Readers Theater Script-Stories

Improving Reading Comprehension with Reader’s Theater Script-Stories

This is part of an ongoing blog series about the effectiveness of using Reader’s Theater script-stories in the secondary classroom. Don’t know what a script-story is? Click here to start at the beginning.

For over fifteen years, I have been using script-stories to boost my students’ engagement and performance in English class. I know it works because I see the informal results:  I see the smiles on my students’ faces, their eagerness to read more, and their improved quiz scores. My students recognize the effects as well. On my end-of-the-year surveys, the vast majority of students comment that one of the primary reason they enjoy script-stories is they make it easier to understand the basic details of a story. But in the back of my mind I’ve always wondered:  Would this approach hold up to academic scrutiny? If I did action research on this method, would it show conclusive results? In one way, it would be wonderful to know. But in another way, what if our perception was actually wrong?

Last semester I finally took the plunge, and in conjunction with two university researchers, I performed a bit of action research in my classroom.  The experiment worked like this:  I randomly divided each section of 10-12th  graders I teach into two groups by drawing their names out of a hat. One group, the treatment, would read the passage aloud as a scripted story. The comparison group would read the passage silently. The text I chose was Sir Conan Arthur Doyle’s Sherlock Holmes short story “The Adventure of the Blue Carbuncle.” The comparison group read the original story while the treatment group received a script-story version of the story to read aloud as a group. The only changes I made to the story to transform it into a script form were to add tags (i.e. “Sherlock” and “Watson”) to the lines of dialogue and the remove instances of “he said,” “she said,” etc. within the text. After reading the story, both groups would take the same reading comprehension quiz. Finally, I would have conclusive proof that script-stories do improve reading comprehension.

I could not let my students know what was going to happen. I told them we were taking a reading comprehension test, but they were not aware that one group would be allowed to read the story as a script-story and the other would not. (If they had, they would not have been happy!)

On the first day of my research I sent all the students in the comparison group to the library with an alternate assignment. Then I passed out the script-story version of “The Adventure of the Blue Carbuncle” to the remaining students and asked them to divvy up the parts. I did not read any section of the script-story, nor did I offer any clarification in regard to the story’s plot, theme, or characters.

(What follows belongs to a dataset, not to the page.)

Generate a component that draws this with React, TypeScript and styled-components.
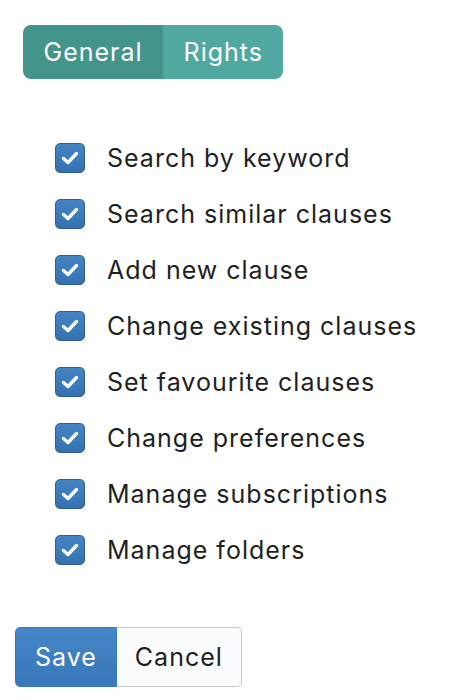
import React, { useState } from "react";
import styled, { createGlobalStyle } from "styled-components";

const GlobalStyle = createGlobalStyle`
  body {
    margin: 0;
    background: #fff;
    font-family: Inter, "Liberation Sans", sans-serif;
  }
`;

const Page = styled.div`
  display: flex;
  flex-direction: column;
  align-items: flex-start;
  padding: 25px 0 0 15px;
`;

const TabGroup = styled.div`
  display: flex;
  margin-left: 8px;
  border-radius: 8px;
  overflow: hidden;
`;

const Tab = styled.button<{ $active?: boolean }>`
  height: 54px;
  padding: 0 20.5px;
  border: none;
  font: inherit;
  font-size: 25px;
  letter-spacing: 1px;
  color: #fff;
  background: ${(p) => (p.$active ? "#43958b" : "#4fa9a0")};
  cursor: pointer;
`;

const List = styled.div`
  display: flex;
  flex-direction: column;
  gap: 26px;
  margin: 64px 0 0 40px;
`;

const Row = styled.label`
  display: flex;
  align-items: center;
  gap: 22px;
  font-size: 25px;
  line-height: 30px;
  letter-spacing: 1px;
  color: #1f1f22;
  cursor: pointer;
`;

const Box = styled.span`
  width: 28px;
  height: 28px;
  border: 1px solid #2d5e92;
  border-radius: 5px;
  background: linear-gradient(#4684c3, #3571af);
  display: flex;
  align-items: center;
  justify-content: center;
`;

const Actions = styled.div`
  display: flex;
  margin-top: 62px;
`;

const Button = styled.button<{ $primary?: boolean }>`
  height: 60px;
  padding: 0 ${(p) => (p.$primary ? "19px" : "18px")};
  font: inherit;
  font-size: 25px;
  letter-spacing: 1px;
  border: 1px solid ${(p) => (p.$primary ? "#3a7bbd" : "#c8c8c8")};
  background: ${(p) =>
    p.$primary ? "linear-gradient(#4587c8, #3877b8)" : "#fafbfc"};
  color: ${(p) => (p.$primary ? "#fff" : "#1f1f22")};
  border-radius: ${(p) => (p.$primary ? "5px 0 0 5px" : "0 5px 5px 0")};
  ${(p) => !p.$primary && "border-left: none;"}
  cursor: pointer;
`;

const rights = [
  "Search by keyword",
  "Search similar clauses",
  "Add new clause",
  "Change existing clauses",
  "Set favourite clauses",
  "Change preferences",
  "Manage subscriptions",
  "Manage folders",
];

const Check = () => (
  <svg width="20" height="16" viewBox="0 0 20 16">
    <path
      d="M3.5 8.5 L8 12.5 L16.5 3.5"
      fill="none"
      stroke="#fff"
      strokeWidth="3.4"
      strokeLinecap="round"
      strokeLinejoin="round"
    />
  </svg>
);

export default function App() {
  const [tab, setTab] = useState("general");
  return (
    <Page>
      <GlobalStyle />
      <TabGroup>
        <Tab $active={tab === "general"} onClick={() => setTab("general")}>
          General
        </Tab>
        <Tab $active={tab === "rights"} onClick={() => setTab("rights")}>
          Rights
        </Tab>
      </TabGroup>
      <List>
        {rights.map((r) => (
          <Row key={r}>
            <Box>
              <Check />
            </Box>
            {r}
          </Row>
        ))}
      </List>
      <Actions>
        <Button $primary>Save</Button>
        <Button>Cancel</Button>
      </Actions>
    </Page>
  );
}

At the completion of the script-story, which took approximately thirty-five minutes, the students logged into their Chromebooks and took a ten-question multiple-choice reading quiz over the events of the story.

On the second day of research, the process was reversed. I sent all students in the treatment group to the library with an alternate assignment and handed out the prose version of “The Adventure of the Blue Carbuncle.” I gave them thirty-five minutes to read the story silently to themselves, and once again, I did not provide any background on the story, its plot, theme, or characters. At the end of thirty-five minutes, I instructed the students to log into their Chromebooks and take a ten-question reading quiz over the events of the story.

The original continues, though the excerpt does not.